Section 14.14 Successors and Assigns. This Agreement shall be binding upon and inure to the benefit of the Parties (and any of their respective successors, legal representatives and permitted assigns). No Party may assign any of its rights or delegate any of its obligations under this Agreement, in whole or in part, by operation of Law or otherwise, without the prior written consent of the other Parties, as the case may be and any attempted or purported assignment or delegation in violation of this Section 14.14 shall be null and void.

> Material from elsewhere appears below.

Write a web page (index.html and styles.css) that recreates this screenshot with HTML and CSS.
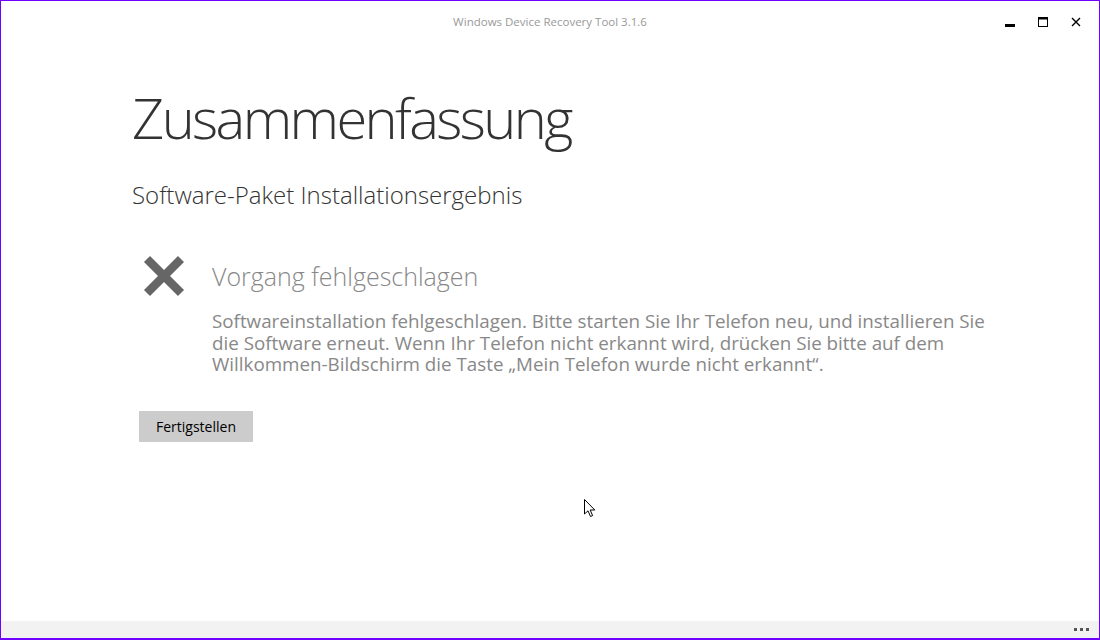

Section 14.15 Interpretation and Construction. The Parties have participated jointly in negotiating and drafting this Agreement. In the event that an ambiguity or a question of intent or interpretation arises, this Agreement shall be construed as if drafted jointly by the Parties, and no presumption or burden of proof shall arise favoring or disfavoring any Party by virtue of the authorship of any provision of this Agreement. Except as otherwise expressly provided herein, for purposes of this Agreement: (i) the terms defined in the singular have a comparable meaning when used in the plural and vice versa; (ii) words importing the masculine gender shall include the feminine and neutral genders and vice versa; (iii) whenever the words “includes” or “including” are used, they shall be deemed to be followed by the words “without limitation”; (iv) the word “or” is not exclusive; (v) the words “hereto,” “hereof,” “hereby,” “herein,” “hereunder” and similar terms in this Agreement shall refer to this Agreement as a whole and not any particular provision of this Agreement; (vi) the word “extent” in the phrase “to the extent” shall mean the degree to which a subject or other thing extends and such phrase shall not mean simply “if”; and (vii) a reference to any Person includes such Person’s successors and permitted assigns.

Section 14.16 No Duplication; No Double Recovery. Nothing in this Agreement is intended to confer to or impose upon any Party a duplicative right, entitlement, obligation or recovery with respect to any matter arising out of the same facts and circumstances.

[Signature Page Follows]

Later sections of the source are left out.